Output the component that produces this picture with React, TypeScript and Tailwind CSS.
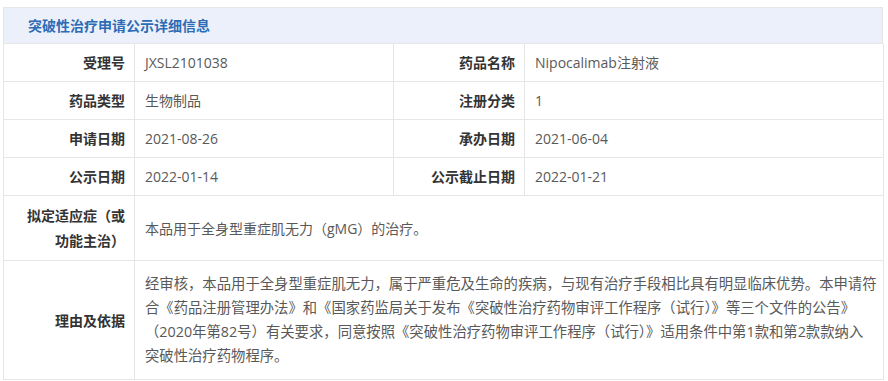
const font = { fontFamily: '"Open Sans", "Noto Sans CJK SC", sans-serif' };

type Pair = { label: string; value: string };

const rows: [Pair, Pair][] = [
  [
    { label: '受理号', value: 'JXSL2101038' },
    { label: '药品名称', value: 'Nipocalimab注射液' },
  ],
  [
    { label: '药品类型', value: '生物制品' },
    { label: '注册分类', value: '1' },
  ],
  [
    { label: '申请日期', value: '2021-08-26' },
    { label: '承办日期', value: '2021-06-04' },
  ],
  [
    { label: '公示日期', value: '2022-01-14' },
    { label: '公示截止日期', value: '2022-01-21' },
  ],
];

const reason = [
  '经审核，本品用于全身型重症肌无力，属于严重危及生命的疾病，与现有治疗手段相比具有明显临床优势。本申请符',
  '合《药品注册管理办法》和《国家药监局关于发布《突破性治疗药物审评工作程序（试行）》等三个文件的公告》',
  '（2020年第82号）有关要求，同意按照《突破性治疗药物审评工作程序（试行）》适用条件中第1款和第2款款纳入',
  '突破性治疗药物程序。',
];

function Label({ children, className = '' }: { children: React.ReactNode; className?: string }) {
  return (
    <div
      className={`flex items-center justify-end border-r border-b border-[#e6e6e6] pr-[9px] text-right text-[14px] font-bold text-[#333] ${className}`}
    >
      {children}
    </div>
  );
}

function Value({ children, className = '' }: { children: React.ReactNode; className?: string }) {
  return (
    <div
      className={`flex items-center border-r border-b border-[#e6e6e6] pl-[10px] text-[14px] text-[#595959] ${className}`}
    >
      {children}
    </div>
  );
}

export default function App() {
  return (
    <div className="min-h-[381px] bg-white pt-[7px] pl-[3px]" style={font}>
      <div className="w-[880px] border-l border-[#e6e6e6]">
        {/* title bar */}
        <div className="flex h-[37px] items-center border-t border-r border-b border-[#e6e6e6] bg-[#ecf0fb] pl-[24px] text-[14px] font-bold text-[#2d6cb5]">
          突破性治疗申请公示详细信息
        </div>

        <div className="grid grid-cols-[131px_259px_131px_359px]">
          {rows.map(([a, b]) => (
            <div key={a.label} className="contents">
              <Label className="h-[38px]">{a.label}</Label>
              <Value className="h-[38px]">{a.value}</Value>
              <Label className="h-[38px]">{b.label}</Label>
              <Value className="h-[38px]">{b.value}</Value>
            </div>
          ))}

          <Label className="h-[65px] leading-[25px]">
            <span>
              拟定适应症（或
              <br />
              功能主治）
            </span>
          </Label>
          <Value className="col-span-3 h-[65px]">本品用于全身型重症肌无力（gMG）的治疗。</Value>

          <Label className="h-[119px]">理由及依据</Label>
          <div className="col-span-3 flex h-[119px] flex-col justify-center overflow-hidden border-r border-b border-[#e6e6e6] pl-[10px] text-[14.35px] leading-[24px] text-[#595959]">
            {reason.map((line) => (
              <span key={line} className="block whitespace-nowrap">
                {line}
              </span>
            ))}
          </div>
        </div>
      </div>
    </div>
  );
}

- - - -

Direction:
Using the data above, print every line exactly, omitting pictures.

Answer to the problem:
Output the component that produces this picture with React, TypeScript and Tailwind CSS.
const font = { fontFamily: '"Open Sans", "Noto Sans CJK SC", sans-serif' };

type Pair = { label: string; value: string };

const rows: [Pair, Pair][] = [
  [
    { label: '受理号', value: 'JXSL2101038' },
    { label: '药品名称', value: 'Nipocalimab注射液' },
  ],
  [
    { label: '药品类型', value: '生物制品' },
    { label: '注册分类', value: '1' },
  ],
  [
    { label: '申请日期', value: '2021-08-26' },
    { label: '承办日期', value: '2021-06-04' },
  ],
  [
    { label: '公示日期', value: '2022-01-14' },
    { label: '公示截止日期', value: '2022-01-21' },
  ],
];

const reason = [
  '经审核，本品用于全身型重症肌无力，属于严重危及生命的疾病，与现有治疗手段相比具有明显临床优势。本申请符',
  '合《药品注册管理办法》和《国家药监局关于发布《突破性治疗药物审评工作程序（试行）》等三个文件的公告》',
  '（2020年第82号）有关要求，同意按照《突破性治疗药物审评工作程序（试行）》适用条件中第1款和第2款款纳入',
  '突破性治疗药物程序。',
];

function Label({ children, className = '' }: { children: React.ReactNode; className?: string }) {
  return (
    <div
      className={`flex items-center justify-end border-r border-b border-[#e6e6e6] pr-[9px] text-right text-[14px] font-bold text-[#333] ${className}`}
    >
      {children}
    </div>
  );
}

function Value({ children, className = '' }: { children: React.ReactNode; className?: string }) {
  return (
    <div
      className={`flex items-center border-r border-b border-[#e6e6e6] pl-[10px] text-[14px] text-[#595959] ${className}`}
    >
      {children}
    </div>
  );
}

export default function App() {
  return (
    <div className="min-h-[381px] bg-white pt-[7px] pl-[3px]" style={font}>
      <div className="w-[880px] border-l border-[#e6e6e6]">
        {/* title bar */}
        <div className="flex h-[37px] items-center border-t border-r border-b border-[#e6e6e6] bg-[#ecf0fb] pl-[24px] text-[14px] font-bold text-[#2d6cb5]">
          突破性治疗申请公示详细信息
        </div>

        <div className="grid grid-cols-[131px_259px_131px_359px]">
          {rows.map(([a, b]) => (
            <div key={a.label} className="contents">
              <Label className="h-[38px]">{a.label}</Label>
              <Value className="h-[38px]">{a.value}</Value>
              <Label className="h-[38px]">{b.label}</Label>
              <Value className="h-[38px]">{b.value}</Value>
            </div>
          ))}

          <Label className="h-[65px] leading-[25px]">
            <span>
              拟定适应症（或
              <br />
              功能主治）
            </span>
          </Label>
          <Value className="col-span-3 h-[65px]">本品用于全身型重症肌无力（gMG）的治疗。</Value>

          <Label className="h-[119px]">理由及依据</Label>
          <div className="col-span-3 flex h-[119px] flex-col justify-center overflow-hidden border-r border-b border-[#e6e6e6] pl-[10px] text-[14.35px] leading-[24px] text-[#595959]">
            {reason.map((line) => (
              <span key={line} className="block whitespace-nowrap">
                {line}
              </span>
            ))}
          </div>
        </div>
      </div>
    </div>
  );
}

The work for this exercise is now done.